Date: Wakes Monday (first Monday after the first Sunday after 4 September). 9 Sep 2013; 8 Sep 2014; 7 Sep 2015.
Level of participation: 2 - glimpse an 800-year-old pagan dance involving unwieldy antlers.
The date of the Horn Dance is not the only archaic aspect of this ancient rite. Held in a small village in the English Midlands, the ritual begins at 8am on the dot. The participants take the six sets of deer antlers, which carbon dating has revealed to be about 1000 years old, from the church. The horns are rather big, weighing between 7kg and 11kg. Six ‘deer men’ spend the next 12 hours carrying them around a 16km circuit of the surrounding countryside, accompanied by a hobby horse, a Robin Hood–style archer and Maid Marian. They regularly stop to dance, mimicking a bowman killing a deer, to music provided by a melodeon and triangle player.

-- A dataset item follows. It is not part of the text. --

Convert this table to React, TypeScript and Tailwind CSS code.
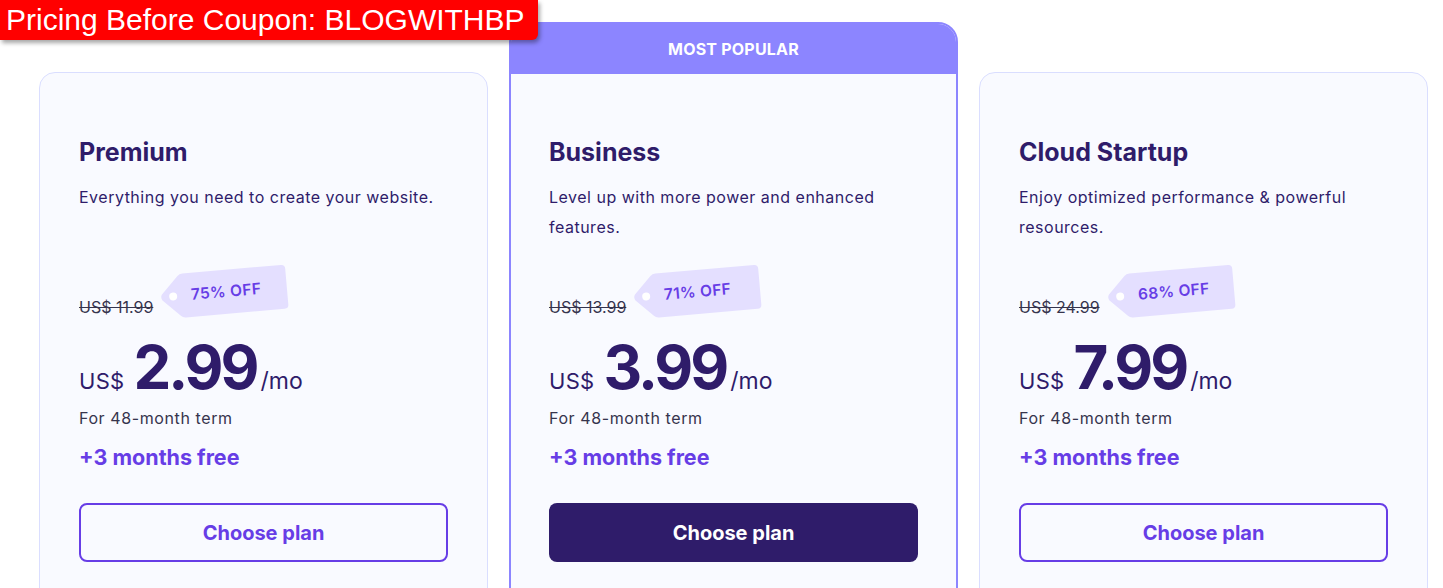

One of England’s oldest surviving ritual dances, the event dates back to 1226. It has apparently only been cancelled once - in the 1920s, because the musician was ill and one of the dancers had died. It possibly began as a commemoration of the village’s acquisition of hunting rights in Needwood Forest, and the dance was an animistic ritual to ensure lucky hunting. Hobbyhorses are also a fertility symbol.